Young framed the shift as part of a larger effort to combat industry disruptors and “one of the most important things that Coldwell Banker has done in a long time.”

“It is literally a merger of the organizations — and it is an equal merger,” he said. “Why merge the two sides of the business now? … We do have a new competitive reality.”

Gorman underscored Young’s point about how the reorganization will help the brand compete by leveraging its numbers to get better deals on technology. He said that with the company-owned businesses on a different page than the franchises, there was disorganization.

“We were a mess, candidly … We’d bought 500 companies, and it feels like we’d bought 500 companies,” he said, to laughter from the audience.

“We talked about the owned brokerage businesses being a test kitchen, and that was the idea,” Gorman said, noting that as recently as just a year or two ago, the company had a whopping 133 agent-facing marketing tools, of which they’ve since eliminated 116. “Suddenly we can be a test kitchen… because we got our act together.”

He was also candid about the difficulty of getting a unified communications plan together among the many parts of the organization. “If you’re a Coldwell Banker veteran, you’ve pulled your hair out when you see two different messages going out in the marketplace,” Gorman said.

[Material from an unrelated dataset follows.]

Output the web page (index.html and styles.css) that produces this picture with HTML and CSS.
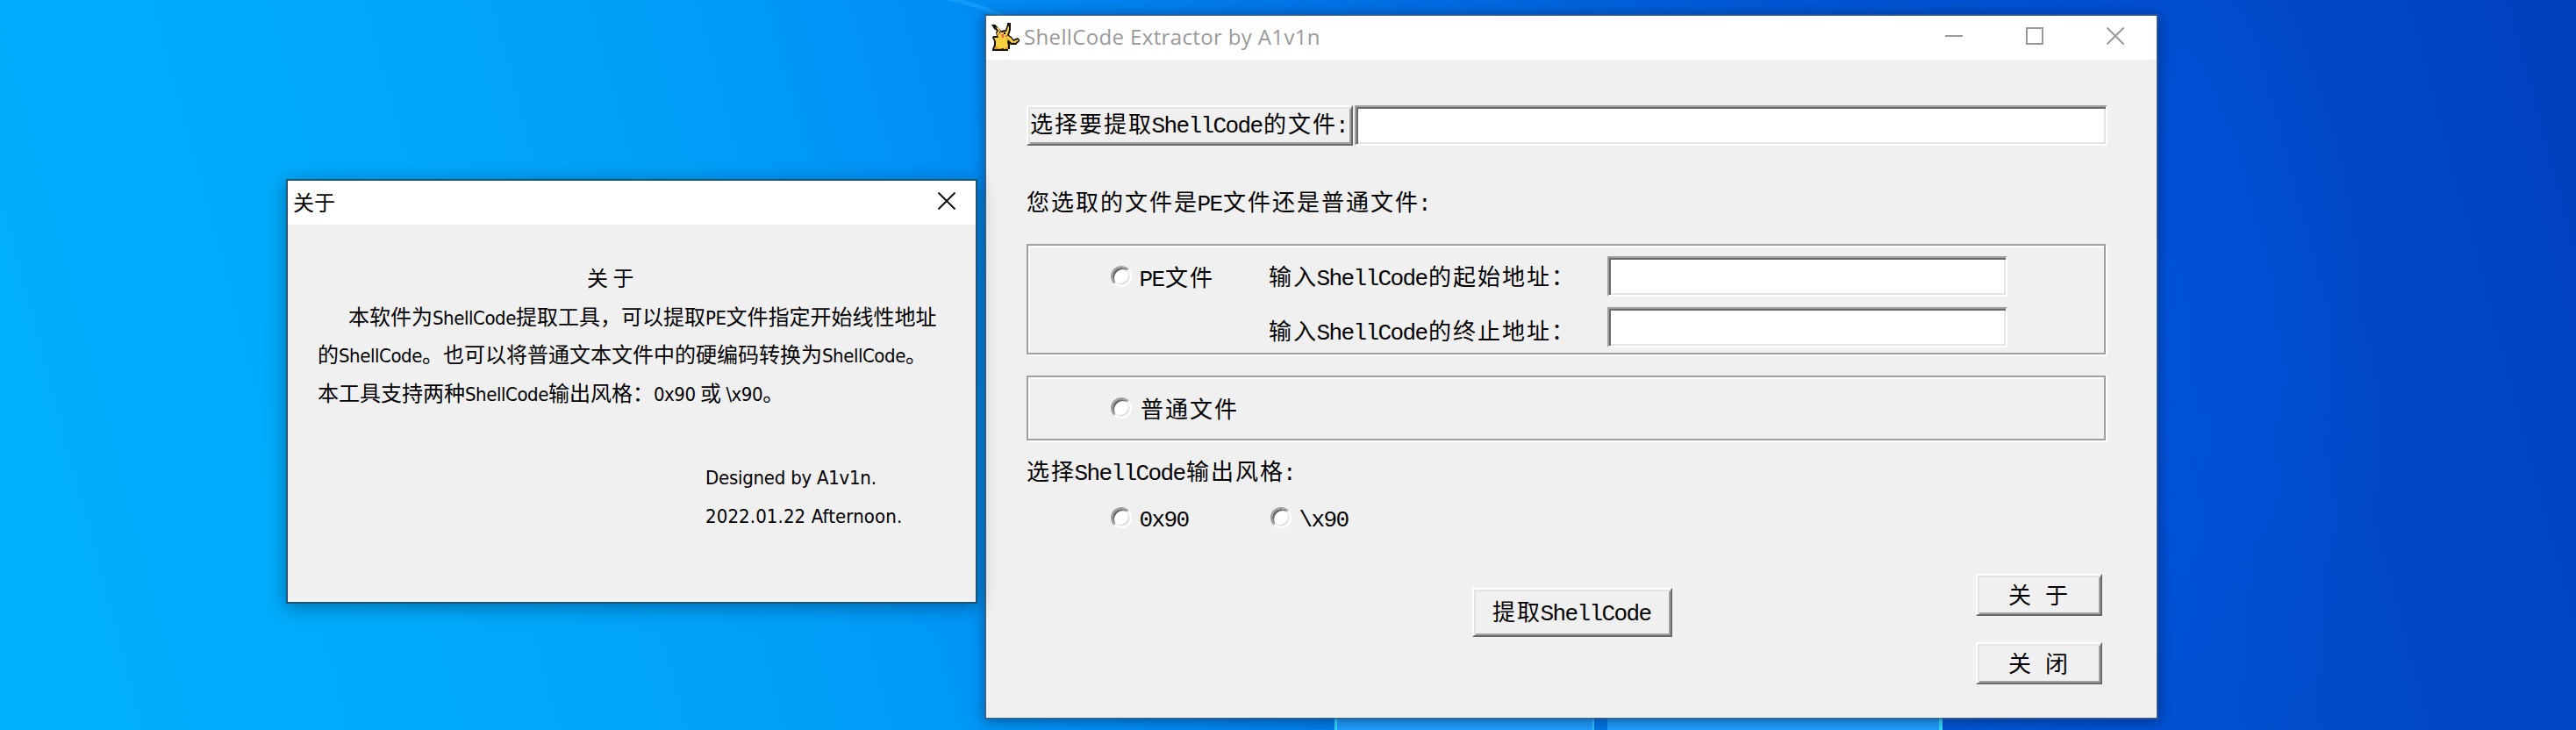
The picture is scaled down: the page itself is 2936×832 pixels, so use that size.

Attracting agents in a VC-fueled market

As distinct from the company’s GenBlue event, the leadership summit targets managing brokers, vice presidents and office managers, and Young’s call to the more than 600 attendees was clear: “Your job is to activate your agents get them to go all in on brand,” he said. “The more they participate, the more productive they will be.”

But arguably, much of the onus of attracting new agents to a global brand lies with the C-suite. One clear strategy to differentiate the brand includes doubling down on market share in the luxury market. Young credited the Coldwell Banker Global Luxury platform for helping to “drive our 16 percent price premium” over the average sales volume as recorded by the National Association of Realtors. The program was one of the many he identified as key products that competitors envy. “The are gunning for us, to try to knock us off of every one of them.”

Referencing the fact that other brokerage models can rely on venture capital to draw top-producing agents, Gorman made the connection even more bluntly: “We have a lot of the top, top, top luxury agents that Compass is going after with, frankly, $3, $4, $5 million checks,” he said. Still, while their recruiting methods vary, Gorman did also admit the company sometimes subsidizes listing marketing to the tune of “four figures per listing,” as part of its value proposition for retaining and recruiting top performers. Efforts to transform the company are paying off, according to Gorman. One measure of that: He said the company had added some 1,200 new agents just in the past three months.

The general session also focused on the new Project North Star rebranding effort and other initiatives that the company’s leadership said will help brokerages, managers and agents combat disruptors. “They’re impacting your business,” Young told attendees. “You’ve got to keep moving. You’ve got to keep evolving. And if you don’t, you’re going to die.”